So, whenever I want to release something, which isn't often because I never get to the point to where something is useful, I release it under GPL. I do this because I've had code stolen before and claimed as someone elses... doesn't feel very good. Rather, makes you sick to your stomach... anyways, I don't like proprietary code because it doesn't really prevent the reuse of ideas, only implementation. If someone uses my code or even sells my code, I'm fine with it as long as my code is contributed to and/or I'm given credit for my code.

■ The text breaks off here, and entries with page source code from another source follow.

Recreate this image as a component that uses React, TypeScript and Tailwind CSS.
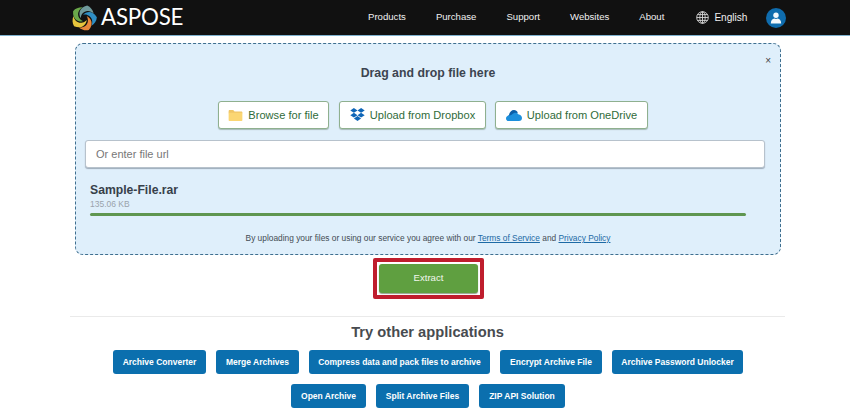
import React from "react";

const blades = [
  { c: "#2f8fc4", r: 20 },
  { c: "#e8873a", r: 92 },
  { c: "#e6c53c", r: 164 },
  { c: "#6aa84a", r: 236 },
  { c: "#6f9a9c", r: 308 },
];

function Logo() {
  return (
    <svg width="26" height="26" viewBox="-13 -13 26 26" aria-hidden="true">
      {blades.map((b) => (
        <path
          key={b.r}
          transform={`rotate(${b.r})`}
          d="M-2.2 -2.6 C0 -7 5 -10.5 11.8 -5.2 C12.8 -1.6 11.8 1.8 9.6 4.8 C10 0 7 -4 2.6 -4 C0.8 -4 -0.8 -3.4 -2.2 -2.6 Z"
          fill={b.c}
        />
      ))}
    </svg>
  );
}

function Globe() {
  return (
    <svg width="13" height="13" viewBox="0 0 13 13" fill="none" stroke="#d6d6d6" strokeWidth="0.9" aria-hidden="true">
      <circle cx="6.5" cy="6.5" r="5.8" />
      <ellipse cx="6.5" cy="6.5" rx="2.7" ry="5.8" />
      <path d="M6.5 .7V12.3M.7 6.5H12.3M1.5 3.6H11.5M1.5 9.4H11.5" />
    </svg>
  );
}

function Avatar() {
  return (
    <div className="w-5 h-5 rounded-full bg-[#0f6cad] flex items-center justify-center">
      <svg width="12" height="12" viewBox="0 0 12 12" fill="#f4f8fb" aria-hidden="true">
        <circle cx="6" cy="3.3" r="2.7" />
        <path d="M.8 11.5C.8 8.3 2.8 6.8 4.2 6.6C5.3 7.2 6.7 7.2 7.8 6.6C9.2 6.8 11.2 8.3 11.2 11.5Z" />
      </svg>
    </div>
  );
}

function Folder() {
  return (
    <svg width="15" height="11" viewBox="0 0 15 12" aria-hidden="true">
      <path d="M0 1.2C0 .5.5 0 1.2 0H5L6.5 1.6H13.8C14.5 1.6 15 2.1 15 2.8V3.5H0Z" fill="#f0c667" />
      <path d="M0 3H15V10.8C15 11.5 14.5 12 13.8 12H1.2C.5 12 0 11.5 0 10.8Z" fill="#fbd673" />
    </svg>
  );
}

function Dropbox() {
  return (
    <svg width="15" height="14" viewBox="0 0 15 14" fill="#0f66b8" aria-hidden="true">
      <path d="M3.9 0 7.5 2.4 3.9 4.8.3 2.4Z" />
      <path d="M11.1 0 14.7 2.4 11.1 4.8 7.5 2.4Z" />
      <path d="M3.9 4.8 7.5 7.2 3.9 9.6.3 7.2Z" />
      <path d="M11.1 4.8 14.7 7.2 11.1 9.6 7.5 7.2Z" />
      <path d="M3.9 10.4 7.5 8 11.1 10.4 7.5 13 Z" />
    </svg>
  );
}

function OneDrive() {
  return (
    <svg width="16" height="11" viewBox="0 0 16 11" aria-hidden="true">
      <path d="M3 5C3.4 2 5.6 0 8 0C9.8 0 11 1 11.8 2.6L7 7 2 6Z" fill="#0a5ea8" />
      <path d="M6 4.4C8 2.2 11.2 2 12.6 4.4C14.6 4.4 16 6.2 16 8C16 9.8 14.8 11 13 11H2.6C1 11 0 9.8 0 8.4C0 6.6 1.4 5.2 3.2 5.4C4.2 5.4 5 5 6 4.4Z" fill="#1c8fdc" />
    </svg>
  );
}

function UploadButton({ icon, label, width }: { icon: React.ReactNode; label: string; width: string }) {
  return (
    <button className={`${width} h-7 gap-[5px] flex items-center justify-center bg-white border border-[#8fb08f] rounded-[3px] shadow-[0_1px_1px_rgba(60,90,60,0.35)] text-[11.1px] text-[#2f6b3a]`}>
      {icon}
      <span>{label}</span>
    </button>
  );
}

const rowOne = ["Archive Converter", "Merge Archives", "Compress data and pack files to archive", "Encrypt Archive File", "Archive Password Unlocker"];
const rowOneWidths = ["w-[93px]", "w-[83px]", "w-[181px]", "w-[102px]", "w-[131px]"];
const rowTwo = ["Open Archive", "Split Archive Files", "ZIP API Solution"];
const rowTwoWidths = ["w-[75px]", "w-[93px]", "w-[86px]"];

function AppButton({ label, width }: { label: string; width: string }) {
  return (
    <a className={`${width} h-6 flex items-center justify-center rounded-[3px] bg-[#0b6fae] text-white text-[8.5px] font-bold whitespace-nowrap`}>
      {label}
    </a>
  );
}

export default function App() {
  return (
    <div className="w-[850px] h-[418px] overflow-hidden bg-white font-['Liberation_Sans',Arial,sans-serif]">
      <header className="h-9 bg-[#111111] border-b border-[#7fb2cf] flex items-center text-[#f0f0f0]">
        <div className="ml-[71px] w-[297px] flex items-center gap-[4px]">
          <Logo />
          <span className="text-[22.3px] leading-none text-white font-['Lato',sans-serif] tracking-[-0.2px]">ASPOSE</span>
        </div>
        <nav className="flex items-center gap-[30px] text-[9.6px]">
          <span>Products</span>
          <span>Purchase</span>
          <span>Support</span>
          <span>Websites</span>
          <span>About</span>
        </nav>
        <div className="ml-[32px] flex items-center gap-[5px] text-[10.1px]">
          <Globe />
          <span>English</span>
        </div>
        <div className="ml-[19px]">
          <Avatar />
        </div>
      </header>

      <main className="ml-[70px] w-[715px] pt-[7px]">
        <section className="relative ml-[5px] w-[706px] h-[212px] rounded-[8px] border border-dashed border-[#3f6f8f] bg-[#dfeffb] px-[9px] pt-[21px]">
          <span className="absolute top-[12px] right-[9px] text-[10px] leading-none text-[#444]">×</span>
          <h2 className="text-center text-[12.3px] leading-[16px] font-bold text-[#3c4450]">Drag and drop file here</h2>
          <div className="mt-[20px] flex pl-[133px]">
            <UploadButton icon={<Folder />} label="Browse for file" width="w-[111px]" />
            <div className="w-[10px]" />
            <UploadButton icon={<Dropbox />} label="Upload from Dropbox" width="w-[147px]" />
            <div className="w-[9px]" />
            <UploadButton icon={<OneDrive />} label="Upload from OneDrive" width="w-[153px]" />
          </div>
          <div className="mt-[11px] h-7 w-[680px] bg-white border border-[#b7c2cc] rounded-[3px] shadow-[0_1px_1px_rgba(60,70,90,0.4)] flex items-center pl-[10px] text-[11px] text-[#777]">
            Or enter file url
          </div>
          <div className="mt-[15px] pl-[5px] text-[12.2px] leading-[15px] font-bold text-[#37404a]">Sample-File.rar</div>
          <div className="pl-[5px] mt-[1px] text-[8.5px] leading-[11px] text-[#9aa3ab]">135.06 KB</div>
          <div className="mt-[3px] ml-[5px] w-[656px] h-[3px] rounded-full bg-[#5f9650]" />
          <p className="mt-[16px] text-center text-[8.35px] leading-[12px] text-[#444c54]">
            By uploading your files or using our service you agree with our{" "}
            <a className="text-[#1d6aa5] underline">Terms of Service</a> and{" "}
            <a className="text-[#1d6aa5] underline">Privacy Policy</a>
          </p>
        </section>

        <div className="mt-[3px] ml-[303px] w-[111px] h-[41px] border-[4px] border-[#bf1d2d] rounded-[2px] p-[2px]">
          <button className="w-full h-full rounded-[3px] bg-[#5f9f40] text-[#f2f7ee] text-[9.6px] shadow-[0_1px_1px_rgba(40,70,30,0.5)]">
            Extract
          </button>
        </div>

        <hr className="mt-[17px] border-0 h-px bg-[#eaeaea]" />
        <h3 className="mt-[6px] text-center text-[14.7px] leading-[18px] font-bold text-[#474b50]">Try other applications</h3>
        <div className="mt-[9px] flex justify-center gap-[10px] pl-[1px]">
          {rowOne.map((label, i) => (
            <AppButton key={label} label={label} width={rowOneWidths[i]} />
          ))}
        </div>
        <div className="mt-[10px] flex justify-center gap-[10px] pl-[1px]">
          {rowTwo.map((label, i) => (
            <AppButton key={label} label={label} width={rowTwoWidths[i]} />
          ))}
        </div>
      </main>
    </div>
  );
}
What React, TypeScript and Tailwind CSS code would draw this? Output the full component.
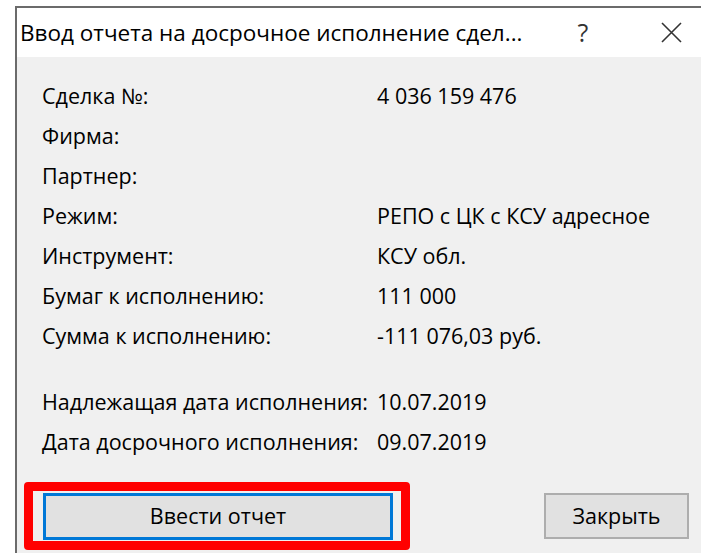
const rows: [string, string][] = [
  ["Сделка №:", "4 036 159 476"],
  ["Фирма:", ""],
  ["Партнер:", ""],
  ["Режим:", "РЕПО с ЦК с КСУ адресное"],
  ["Инструмент:", "КСУ обл."],
  ["Бумаг к исполнению:", "111 000"],
  ["Сумма к исполнению:", "-111 076,03 руб."],
];

const dates: [string, string][] = [
  ["Надлежащая дата исполнения:", "10.07.2019"],
  ["Дата досрочного исполнения:", "09.07.2019"],
];

const font = { fontFamily: '"Open Sans", "Noto Sans", sans-serif' };

function InfoRow({ label, value }: { label: string; value: string }) {
  return (
    <div className="grid h-10 grid-cols-[335px_1fr] items-center whitespace-nowrap">
      <span>{label}</span>
      <span>{value}</span>
    </div>
  );
}

function CloseGlyph() {
  return (
    <svg width="21" height="21" viewBox="0 0 21 21" fill="none" stroke="#333" strokeWidth="1.6">
      <path d="M1 1l19 19M20 1L1 20" />
    </svg>
  );
}

export default function App() {
  return (
    <div
      className="flex h-[553px] w-[701px] flex-col overflow-hidden bg-white pl-[15px] pt-[6px] text-[21.5px] text-black"
      style={font}
    >
      <div className="flex flex-1 flex-col border-l-2 border-t-2 border-[#6b6b6b]">
        {/* Title bar */}
        <div className="flex h-[49px] shrink-0 items-center bg-white pl-[3px]">
          <span className="flex-1 whitespace-nowrap text-[22.5px]">
            Ввод отчета на досрочное исполнение сдел...
          </span>
          <span className="w-[14px] text-center text-[25px] leading-none text-[#333]">?</span>
          <div className="ml-[71px] mr-[19px] flex h-[21px] w-[21px] items-center justify-center">
            <CloseGlyph />
          </div>
        </div>

        {/* Dialog body */}
        <div className="flex flex-1 flex-col bg-[#f0f0f0] pl-[7px]">
          <div className="pl-[18px] pt-[19px]">
            {rows.map(([l, v]) => (
              <InfoRow key={l} label={l} value={v} />
            ))}
            <div className="mt-[26px]">
              {dates.map(([l, v]) => (
                <InfoRow key={l} label={l} value={v} />
              ))}
            </div>
          </div>

          <div className="mt-[20px] flex items-start justify-between pr-[12px]">
            {/* highlighted submit button */}
            <div className="rounded-[4px] border-[9px] border-[#ff0000] pb-[1px] pl-[10px] pr-[8px] pt-[2px]">
              <button className="flex h-[47px] w-[350px] items-center justify-center border-[3px] border-[#0078d7] bg-[#e1e1e1]">
                Ввести отчет
              </button>
            </div>
            <button className="mt-[11px] flex h-[46px] w-[145px] items-center justify-center border-2 border-[#adadad] bg-[#e1e1e1]">
              Закрыть
            </button>
          </div>
        </div>
      </div>
    </div>
  );
}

I don't tend to like BSD style licensing because it doesn't require even a mention of my name. However, for a project like Clang, where even if someone did take your code, there would be little to not benefit for the person taking the code and claiming it as your own. Nobody would use it and people would instantly realize that it's stolen. But if I were to release my small projects, people could swipe that with almost no consequence at all and get away with it as calling it their own.
I think MIT licensing is fine as long as it's respected and probably more towards GPL without the need to keep the code open. Even if the code is taken, a license is required to be accompanied with the code module.
Any one else have different preferences?
If no license is specified, it refuses anybody from taking or redistributing the code without (written) permission from the original author. Most of my code uses this now adays until it's viable for actual use.
I found this site pretty helpful http://choosealicense.com/licenses/ .
Though I would like to point out that even with a license anyone can rip off your code and not have to follow the licensing terms and possibly get away with it. It really comes down to can you afford to uphold the license. Which takes time and money to do.